'Centre of gravity' or 'centre of mass'

The centre of mass of an object is the point through which the weight of that object acts in a uniform gravitational field - that is why it is often called the centre of gravity.

The Physics syllabus says it is 'that point at which the mass of the body may be thought to be concentrated'. That is because we can draw the weight arrow (representing the weight of the whole object) from that point. However the weight isn't really concentrated there - there is just an even distribution of weight on either side of that point.

To stay upright we have to position our centre of gravity within our 'base' (our contact with the support we are standing on). Humans can get very good at balancing...

If you take moments about that point (along any plane) the sum of the moments will be zero - it will balance!

The centre of gravity is therefore the point at which you could balance the object. If you find that point you will be able to support it at that point and it will not topple over!

Look at the ice skater.

She is being supported at her centre of gravity.

When she moves her arms and legs or head she will shift that point slightly (by altering the moments of the weights on each side of that point). It takes a lot of practice and expertise to handle balancing a person!

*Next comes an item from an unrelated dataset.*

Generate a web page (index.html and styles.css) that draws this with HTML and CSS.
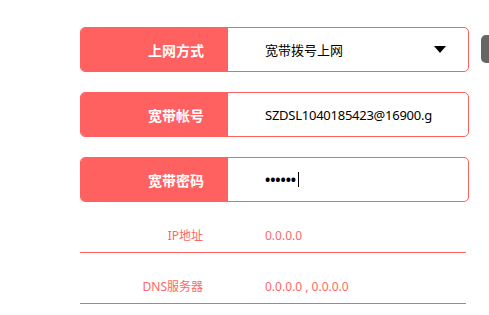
FILE: index.html
```html
<!DOCTYPE html>
<html lang="zh-CN">
<head>
<meta charset="utf-8">
<title>上网设置</title>
<link rel="stylesheet" href="styles.css">
</head>
<body>
<div class="side-tab"></div>
<div class="form">
  <div class="row">
    <div class="label">上网方式</div>
    <div class="field select">
      <span class="value">宽带拨号上网</span>
      <svg class="arrow" width="12" height="7" viewBox="0 0 12 7"><polygon points="0,0 12,0 6,7" fill="#000"/></svg>
    </div>
  </div>
  <div class="row">
    <div class="label">宽带帐号</div>
    <div class="field"><span class="value account">SZDSL1040185423@16900.g</span></div>
  </div>
  <div class="row">
    <div class="label">宽带密码</div>
    <div class="field"><span class="value dots">••••••</span><span class="caret"></span></div>
  </div>
  <div class="info">
    <div class="info-label">IP地址</div>
    <div class="info-value">0.0.0.0</div>
  </div>
  <div class="info">
    <div class="info-label">DNS服务器</div>
    <div class="info-value">0.0.0.0 , 0.0.0.0</div>
  </div>
</div>
</body>
</html>
```
FILE: styles.css
```css
html, body {
  margin: 0;
  padding: 0;
  background: #fff;
  overflow: hidden;
}
body {
  position: relative;
  width: 489px;
  height: 315px;
  font-family: "Noto Sans", "Noto Sans CJK SC", sans-serif;
}
.side-tab {
  position: absolute;
  left: 481px;
  top: 35px;
  width: 20px;
  height: 28px;
  background: #666;
  border-radius: 5px;
}
.form {
  margin-left: 80px;
  padding-top: 27px;
  width: 389px;
}
.row {
  display: flex;
  height: 45px;
  box-sizing: border-box;
  border: 1px solid #ff6161;
  border-radius: 5px;
  overflow: hidden;
  margin-bottom: 20px;
}
.label {
  width: 147px;
  flex: none;
  background: #ff6161;
  color: #fff;
  font-weight: bold;
  font-size: 14px;
  padding-right: 24px;
  box-sizing: border-box;
  display: flex;
  align-items: center;
  justify-content: flex-end;
}
.field {
  flex: 1;
  min-width: 0;
  display: flex;
  align-items: center;
  padding: 0 30px 0 37px;
  color: #000;
  font-size: 13px;
  white-space: nowrap;
}
.field.select {
  padding-right: 22px;
}
.arrow {
  margin-left: auto;
}
.account {
  letter-spacing: -0.25px;
}
.dots {
  font-size: 14px;
  font-weight: bold;
  letter-spacing: -0.1px;
}
.caret {
  display: inline-block;
  width: 1px;
  height: 15px;
  background: #000;
  margin-left: 2px;
}
.info {
  display: flex;
  height: 51px;
  box-sizing: border-box;
  width: 386px;
  border-bottom: 1px solid #ff6161;
  padding-top: 26px;
  font-size: 12px;
  color: #ff6666;
  line-height: 16px;
}
.row + .info {
  margin-top: -20px;
}
.info-label {
  width: 148px;
  padding-right: 25px;
  box-sizing: border-box;
  text-align: right;
}
.info-value {
  padding-left: 37px;
}
```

These cardboard butterflies have little weights on the underside of their wings making the centre of gravity of the butterfly be just under the tip of its 'chin'.

They make a great demonstration of how moving the centre of gravity can be used to get an unexpected result... magic!


The centre of gravity point is always vertically below the point from which it is suspended from. Whatever orientation you suspend the object from this is always the case!

It is easy to find the centre of mass of a regular object. You just have to draw the lines of symmetry for it. Where they cross is the centre of mass. For a non-uniform object you have to carry out a little experiment to find the C of G.

Here is a mind boggling demo where the centre of gravity is outside the object...

... and here is the explanation of it!

Stability and Centre of Gravity

Remember - for an object to be stable its centre of gravity has to be below its point of suspension.